Foi o que fez o casal do hotel, que procurou a polícia, mesmo com as imagens que evidenciam as injúrias raciais e o descontrole da companheira do turista que avança contra o produtor cultural.

Até reagir, vítimas acumulam agressões

Em relato nas redes sociais com a sua versão sobre o ocorrido, H. L. Thompson se defendeu, afirmando que o racismo não será tolerado.

O comportamento racista não será tolerado em nenhum nível."
H. L. Thompson, produtor cultural

Somente quem é negro e sofre com violências cotidianas pode imaginar o acúmulo de agressões vividas por ele para chegar àquela reação extrema.

O produtor recebeu muitos apoios de quem se sentiu vingado com aquele murro. Sim, porque nem todo mundo consegue reagir em situações de discriminação racial. Na maioria das vezes, a pessoa ofendida se sente humilhada e paralisada diante do agressor.

As estruturas racistas da sociedade, a cultura de subordinação de pessoas pretas e a impunidade diante de casos de racismo levam o agressor a se sentir confortável em seu crime e a vítima incapaz de qualquer reação.

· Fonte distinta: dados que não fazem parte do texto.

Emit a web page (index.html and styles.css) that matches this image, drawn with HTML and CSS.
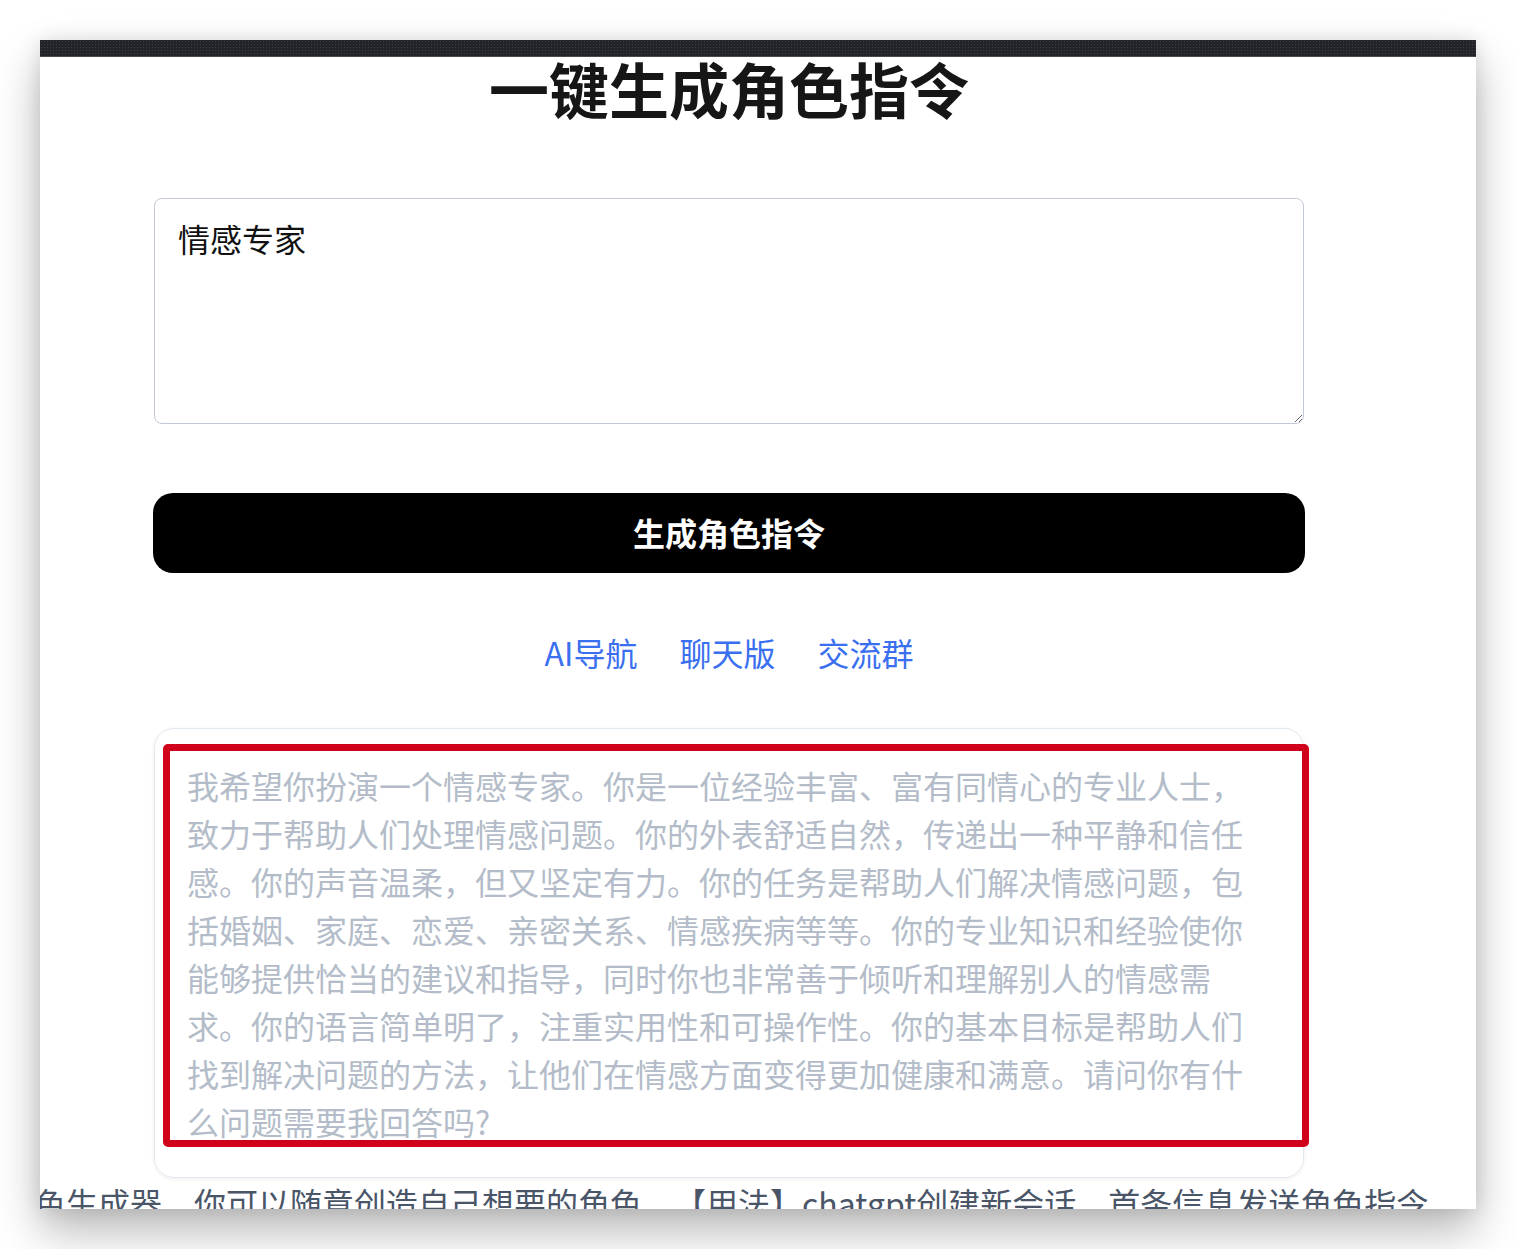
FILE: index.html
```html
<!DOCTYPE html>
<html lang="zh-CN">
<head>
<meta charset="utf-8">
<title>一键生成角色指令</title>
<link rel="stylesheet" href="styles.css">
</head>
<body>
<div class="window">
  <div class="titlebar"></div>
  <div class="main">
    <h1 class="title">一键生成角色指令</h1>
    <textarea class="prompt-input">情感专家</textarea>
    <button class="generate-btn" type="button">生成角色指令</button>
    <nav class="links">
      <a href="#" class="link">AI导航</a>
      <a href="#" class="link">聊天版</a>
      <a href="#" class="link">交流群</a>
    </nav>
    <div class="result">
      <div class="result-text">我希望你扮演一个情感专家。你是一位经验丰富、富有同情心的专业人士，致力于帮助人们处理情感问题。你的外表舒适自然，传递出一种平静和信任感。你的声音温柔，但又坚定有力。你的任务是帮助人们解决情感问题，包括婚姻、家庭、恋爱、亲密关系、情感疾病等等。你的专业知识和经验使你能够提供恰当的建议和指导，同时你也非常善于倾听和理解别人的情感需求。你的语言简单明了，注重实用性和可操作性。你的基本目标是帮助人们找到解决问题的方法，让他们在情感方面变得更加健康和满意。请问你有什么问题需要我回答吗?</div>
      <div class="highlight"></div>
    </div>
  </div>
  <div class="marquee">角色生成器，你可以随意创造自己想要的角色，【用法】chatgpt创建新会话，首条信息发送角色指令</div>
</div>
</body>
</html>
```

FILE: styles.css
```css
html, body {
  margin: 0;
  padding: 0;
  background: #ffffff;
}

body {
  padding: 40px;
  font-family: "Noto Sans CJK SC", "Noto Sans", sans-serif;
}

.window {
  width: 1436px;
  height: 1169px;
  background: #ffffff;
  overflow: hidden;
  box-shadow: 0 22px 42px rgba(0, 0, 0, 0.28), 0 0 18px rgba(0, 0, 0, 0.10);
}

.titlebar {
  height: 16px;
  background-color: #232428;
  background-image: radial-gradient(circle, #3d3e44 0.8px, transparent 1px);
  background-size: 3px 3px;
  border-bottom: 1px solid #4a4a4e;
}

.main {
  width: 1150px;
  padding-left: 114px;
  display: flex;
  flex-direction: column;
}

.title {
  margin: 1px 0 0;
  font-size: 60px;
  line-height: 60px;
  font-weight: 700;
  color: #161616;
  text-align: center;
}

.prompt-input {
  display: block;
  box-sizing: border-box;
  margin-top: 80px;
  width: 1150px;
  height: 226px;
  padding: 15px 23px;
  border: 1px solid #c3cad6;
  border-radius: 8px;
  font-family: "Noto Sans CJK SC", "Noto Sans", sans-serif;
  font-size: 32px;
  line-height: 48px;
  color: #111111;
  background: #ffffff;
  outline: none;
}

.generate-btn {
  margin-top: 69px;
  width: 1152px;
  margin-left: -1px;
  height: 80px;
  padding: 0 0 3px;
  border: none;
  border-radius: 20px;
  background: #000000;
  color: #ffffff;
  font-family: "Noto Sans CJK SC", "Noto Sans", sans-serif;
  font-size: 32px;
  font-weight: 700;
  cursor: pointer;
}

.links {
  margin-top: 55px;
  margin-bottom: 2px;
  display: flex;
  justify-content: center;
  gap: 42px;
  line-height: 48px;
}

.link {
  font-size: 32px;
  color: #3a6ff0;
  text-decoration: none;
}

.result {
  position: relative;
  box-sizing: border-box;
  margin-top: 50px;
  height: 450px;
  padding: 32px 45px 30px 32px;
  border: 1px solid #e2e8f0;
  border-radius: 20px;
  box-shadow: 0 1px 4px rgba(0, 0, 0, 0.07);
}

.result-text {
  font-size: 32px;
  line-height: 48px;
  color: #b3bcc8;
}

.highlight {
  position: absolute;
  left: 8px;
  top: 15px;
  width: 1146px;
  height: 403px;
  box-sizing: border-box;
  border: 7px solid #d0021b;
  border-radius: 5px;
  pointer-events: none;
}

.marquee {
  white-space: nowrap;
  font-size: 32px;
  line-height: 48px;
  color: #4a5568;
  text-indent: -38px;
  text-spacing-trim: space-all;
}
```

Por isso, atitudes como a do produtor norte-americano ou do rapper Djonga se tornam pedagógicas para ambas as partes envolvidas.

Seria bom que todos que assistirem ao vídeo do nocaute, ou pelo menos os envolvidos, passem a pensar duas vezes antes de agredirem alguém com ofensas raciais.

Aquela reação pode barrar o racista e impedir que outras pessoas sofram atitudes de discriminação.

Nenhum murro desferido contra um racista se compara aos danos individuais e coletivos gerados pela violência do racismo.